(Interface markup and scripts)
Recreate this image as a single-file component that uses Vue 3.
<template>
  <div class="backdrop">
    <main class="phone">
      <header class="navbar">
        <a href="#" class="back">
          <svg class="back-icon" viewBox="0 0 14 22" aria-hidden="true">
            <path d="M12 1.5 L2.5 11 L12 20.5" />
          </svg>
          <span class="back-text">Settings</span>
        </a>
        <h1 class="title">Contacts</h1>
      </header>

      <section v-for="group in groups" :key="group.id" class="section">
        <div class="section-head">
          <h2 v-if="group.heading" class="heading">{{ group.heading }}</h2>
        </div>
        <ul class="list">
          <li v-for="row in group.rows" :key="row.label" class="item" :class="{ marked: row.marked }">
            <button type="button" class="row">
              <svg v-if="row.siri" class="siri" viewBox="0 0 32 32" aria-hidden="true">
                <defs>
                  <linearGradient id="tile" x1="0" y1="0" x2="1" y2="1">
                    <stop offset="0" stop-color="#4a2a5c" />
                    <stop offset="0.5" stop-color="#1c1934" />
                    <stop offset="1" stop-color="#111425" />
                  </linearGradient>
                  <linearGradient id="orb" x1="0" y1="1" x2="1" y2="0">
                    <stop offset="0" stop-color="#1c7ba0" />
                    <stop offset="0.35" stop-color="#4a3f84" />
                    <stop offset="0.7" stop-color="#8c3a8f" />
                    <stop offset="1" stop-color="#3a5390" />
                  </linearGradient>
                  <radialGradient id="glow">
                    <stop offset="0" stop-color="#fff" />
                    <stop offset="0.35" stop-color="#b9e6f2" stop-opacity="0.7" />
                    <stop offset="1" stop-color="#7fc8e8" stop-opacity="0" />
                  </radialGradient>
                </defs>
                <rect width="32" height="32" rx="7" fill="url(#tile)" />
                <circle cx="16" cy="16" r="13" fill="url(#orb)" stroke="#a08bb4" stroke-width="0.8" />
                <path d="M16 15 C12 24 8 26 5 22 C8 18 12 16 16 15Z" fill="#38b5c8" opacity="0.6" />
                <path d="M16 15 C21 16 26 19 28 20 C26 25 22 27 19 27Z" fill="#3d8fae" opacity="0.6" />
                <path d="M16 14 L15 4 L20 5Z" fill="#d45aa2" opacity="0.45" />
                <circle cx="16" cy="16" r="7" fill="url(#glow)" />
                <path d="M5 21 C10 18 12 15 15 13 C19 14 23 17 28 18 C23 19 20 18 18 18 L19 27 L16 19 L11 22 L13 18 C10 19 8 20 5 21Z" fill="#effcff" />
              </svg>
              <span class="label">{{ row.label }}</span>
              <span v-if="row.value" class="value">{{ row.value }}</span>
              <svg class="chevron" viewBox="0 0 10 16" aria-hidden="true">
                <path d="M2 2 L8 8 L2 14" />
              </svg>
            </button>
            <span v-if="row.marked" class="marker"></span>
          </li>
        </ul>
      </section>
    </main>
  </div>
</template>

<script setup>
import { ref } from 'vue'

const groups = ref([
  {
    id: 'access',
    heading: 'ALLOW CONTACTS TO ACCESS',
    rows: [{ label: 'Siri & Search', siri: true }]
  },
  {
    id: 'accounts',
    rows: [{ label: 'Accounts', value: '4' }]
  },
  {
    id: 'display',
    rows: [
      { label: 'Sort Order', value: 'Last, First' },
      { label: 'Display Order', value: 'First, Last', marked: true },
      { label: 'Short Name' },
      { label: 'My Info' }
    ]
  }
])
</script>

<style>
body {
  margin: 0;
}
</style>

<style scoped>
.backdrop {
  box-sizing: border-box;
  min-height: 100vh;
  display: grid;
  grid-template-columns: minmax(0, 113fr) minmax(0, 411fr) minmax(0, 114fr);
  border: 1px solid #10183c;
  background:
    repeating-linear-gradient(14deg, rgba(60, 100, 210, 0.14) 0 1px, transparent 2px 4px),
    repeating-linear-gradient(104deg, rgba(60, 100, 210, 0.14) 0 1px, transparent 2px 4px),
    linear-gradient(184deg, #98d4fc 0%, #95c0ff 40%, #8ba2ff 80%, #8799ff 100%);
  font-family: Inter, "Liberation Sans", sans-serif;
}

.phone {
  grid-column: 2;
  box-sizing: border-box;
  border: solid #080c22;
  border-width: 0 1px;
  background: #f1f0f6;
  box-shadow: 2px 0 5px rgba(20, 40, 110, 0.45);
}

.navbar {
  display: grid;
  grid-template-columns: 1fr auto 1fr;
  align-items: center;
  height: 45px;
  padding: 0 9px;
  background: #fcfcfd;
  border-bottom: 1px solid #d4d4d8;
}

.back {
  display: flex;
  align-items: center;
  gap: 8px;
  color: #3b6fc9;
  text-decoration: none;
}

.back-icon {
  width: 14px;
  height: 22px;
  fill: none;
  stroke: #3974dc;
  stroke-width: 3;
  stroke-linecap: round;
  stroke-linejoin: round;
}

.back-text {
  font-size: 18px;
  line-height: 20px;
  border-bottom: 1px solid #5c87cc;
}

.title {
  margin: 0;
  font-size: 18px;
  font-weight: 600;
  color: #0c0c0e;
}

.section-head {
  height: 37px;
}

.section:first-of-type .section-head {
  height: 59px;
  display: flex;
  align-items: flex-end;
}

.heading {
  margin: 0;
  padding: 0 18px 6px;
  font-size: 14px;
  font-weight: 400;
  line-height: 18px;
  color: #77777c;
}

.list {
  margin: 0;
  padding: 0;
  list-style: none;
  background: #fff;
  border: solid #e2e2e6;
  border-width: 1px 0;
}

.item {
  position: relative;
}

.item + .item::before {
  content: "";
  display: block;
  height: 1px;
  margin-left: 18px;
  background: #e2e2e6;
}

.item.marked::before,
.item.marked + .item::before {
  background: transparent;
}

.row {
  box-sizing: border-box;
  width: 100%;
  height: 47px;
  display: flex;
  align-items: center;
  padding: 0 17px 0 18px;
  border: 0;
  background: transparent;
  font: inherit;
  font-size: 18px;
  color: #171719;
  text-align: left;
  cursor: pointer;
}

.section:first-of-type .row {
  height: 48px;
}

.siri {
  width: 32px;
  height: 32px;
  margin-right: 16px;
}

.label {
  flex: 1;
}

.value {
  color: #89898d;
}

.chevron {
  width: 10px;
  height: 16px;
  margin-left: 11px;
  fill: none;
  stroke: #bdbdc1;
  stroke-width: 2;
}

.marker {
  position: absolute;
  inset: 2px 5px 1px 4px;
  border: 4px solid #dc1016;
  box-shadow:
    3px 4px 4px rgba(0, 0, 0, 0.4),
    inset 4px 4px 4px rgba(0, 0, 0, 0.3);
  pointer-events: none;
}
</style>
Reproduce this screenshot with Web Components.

* **WHAT THE EXERCISE ASKS**
Write every line of the material above again, exactly.

* **EXERCISE RESULT**
Recreate this image as a single-file component that uses Vue 3.
<template>
  <div class="backdrop">
    <main class="phone">
      <header class="navbar">
        <a href="#" class="back">
          <svg class="back-icon" viewBox="0 0 14 22" aria-hidden="true">
            <path d="M12 1.5 L2.5 11 L12 20.5" />
          </svg>
          <span class="back-text">Settings</span>
        </a>
        <h1 class="title">Contacts</h1>
      </header>

      <section v-for="group in groups" :key="group.id" class="section">
        <div class="section-head">
          <h2 v-if="group.heading" class="heading">{{ group.heading }}</h2>
        </div>
        <ul class="list">
          <li v-for="row in group.rows" :key="row.label" class="item" :class="{ marked: row.marked }">
            <button type="button" class="row">
              <svg v-if="row.siri" class="siri" viewBox="0 0 32 32" aria-hidden="true">
                <defs>
                  <linearGradient id="tile" x1="0" y1="0" x2="1" y2="1">
                    <stop offset="0" stop-color="#4a2a5c" />
                    <stop offset="0.5" stop-color="#1c1934" />
                    <stop offset="1" stop-color="#111425" />
                  </linearGradient>
                  <linearGradient id="orb" x1="0" y1="1" x2="1" y2="0">
                    <stop offset="0" stop-color="#1c7ba0" />
                    <stop offset="0.35" stop-color="#4a3f84" />
                    <stop offset="0.7" stop-color="#8c3a8f" />
                    <stop offset="1" stop-color="#3a5390" />
                  </linearGradient>
                  <radialGradient id="glow">
                    <stop offset="0" stop-color="#fff" />
                    <stop offset="0.35" stop-color="#b9e6f2" stop-opacity="0.7" />
                    <stop offset="1" stop-color="#7fc8e8" stop-opacity="0" />
                  </radialGradient>
                </defs>
                <rect width="32" height="32" rx="7" fill="url(#tile)" />
                <circle cx="16" cy="16" r="13" fill="url(#orb)" stroke="#a08bb4" stroke-width="0.8" />
                <path d="M16 15 C12 24 8 26 5 22 C8 18 12 16 16 15Z" fill="#38b5c8" opacity="0.6" />
                <path d="M16 15 C21 16 26 19 28 20 C26 25 22 27 19 27Z" fill="#3d8fae" opacity="0.6" />
                <path d="M16 14 L15 4 L20 5Z" fill="#d45aa2" opacity="0.45" />
                <circle cx="16" cy="16" r="7" fill="url(#glow)" />
                <path d="M5 21 C10 18 12 15 15 13 C19 14 23 17 28 18 C23 19 20 18 18 18 L19 27 L16 19 L11 22 L13 18 C10 19 8 20 5 21Z" fill="#effcff" />
              </svg>
              <span class="label">{{ row.label }}</span>
              <span v-if="row.value" class="value">{{ row.value }}</span>
              <svg class="chevron" viewBox="0 0 10 16" aria-hidden="true">
                <path d="M2 2 L8 8 L2 14" />
              </svg>
            </button>
            <span v-if="row.marked" class="marker"></span>
          </li>
        </ul>
      </section>
    </main>
  </div>
</template>

<script setup>
import { ref } from 'vue'

const groups = ref([
  {
    id: 'access',
    heading: 'ALLOW CONTACTS TO ACCESS',
    rows: [{ label: 'Siri & Search', siri: true }]
  },
  {
    id: 'accounts',
    rows: [{ label: 'Accounts', value: '4' }]
  },
  {
    id: 'display',
    rows: [
      { label: 'Sort Order', value: 'Last, First' },
      { label: 'Display Order', value: 'First, Last', marked: true },
      { label: 'Short Name' },
      { label: 'My Info' }
    ]
  }
])
</script>

<style>
body {
  margin: 0;
}
</style>

<style scoped>
.backdrop {
  box-sizing: border-box;
  min-height: 100vh;
  display: grid;
  grid-template-columns: minmax(0, 113fr) minmax(0, 411fr) minmax(0, 114fr);
  border: 1px solid #10183c;
  background:
    repeating-linear-gradient(14deg, rgba(60, 100, 210, 0.14) 0 1px, transparent 2px 4px),
    repeating-linear-gradient(104deg, rgba(60, 100, 210, 0.14) 0 1px, transparent 2px 4px),
    linear-gradient(184deg, #98d4fc 0%, #95c0ff 40%, #8ba2ff 80%, #8799ff 100%);
  font-family: Inter, "Liberation Sans", sans-serif;
}

.phone {
  grid-column: 2;
  box-sizing: border-box;
  border: solid #080c22;
  border-width: 0 1px;
  background: #f1f0f6;
  box-shadow: 2px 0 5px rgba(20, 40, 110, 0.45);
}

.navbar {
  display: grid;
  grid-template-columns: 1fr auto 1fr;
  align-items: center;
  height: 45px;
  padding: 0 9px;
  background: #fcfcfd;
  border-bottom: 1px solid #d4d4d8;
}

.back {
  display: flex;
  align-items: center;
  gap: 8px;
  color: #3b6fc9;
  text-decoration: none;
}

.back-icon {
  width: 14px;
  height: 22px;
  fill: none;
  stroke: #3974dc;
  stroke-width: 3;
  stroke-linecap: round;
  stroke-linejoin: round;
}

.back-text {
  font-size: 18px;
  line-height: 20px;
  border-bottom: 1px solid #5c87cc;
}

.title {
  margin: 0;
  font-size: 18px;
  font-weight: 600;
  color: #0c0c0e;
}

.section-head {
  height: 37px;
}

.section:first-of-type .section-head {
  height: 59px;
  display: flex;
  align-items: flex-end;
}

.heading {
  margin: 0;
  padding: 0 18px 6px;
  font-size: 14px;
  font-weight: 400;
  line-height: 18px;
  color: #77777c;
}

.list {
  margin: 0;
  padding: 0;
  list-style: none;
  background: #fff;
  border: solid #e2e2e6;
  border-width: 1px 0;
}

.item {
  position: relative;
}

.item + .item::before {
  content: "";
  display: block;
  height: 1px;
  margin-left: 18px;
  background: #e2e2e6;
}

.item.marked::before,
.item.marked + .item::before {
  background: transparent;
}

.row {
  box-sizing: border-box;
  width: 100%;
  height: 47px;
  display: flex;
  align-items: center;
  padding: 0 17px 0 18px;
  border: 0;
  background: transparent;
  font: inherit;
  font-size: 18px;
  color: #171719;
  text-align: left;
  cursor: pointer;
}

.section:first-of-type .row {
  height: 48px;
}

.siri {
  width: 32px;
  height: 32px;
  margin-right: 16px;
}

.label {
  flex: 1;
}

.value {
  color: #89898d;
}

.chevron {
  width: 10px;
  height: 16px;
  margin-left: 11px;
  fill: none;
  stroke: #bdbdc1;
  stroke-width: 2;
}

.marker {
  position: absolute;
  inset: 2px 5px 1px 4px;
  border: 4px solid #dc1016;
  box-shadow:
    3px 4px 4px rgba(0, 0, 0, 0.4),
    inset 4px 4px 4px rgba(0, 0, 0, 0.3);
  pointer-events: none;
}
</style>
Reproduce this screenshot with Web Components.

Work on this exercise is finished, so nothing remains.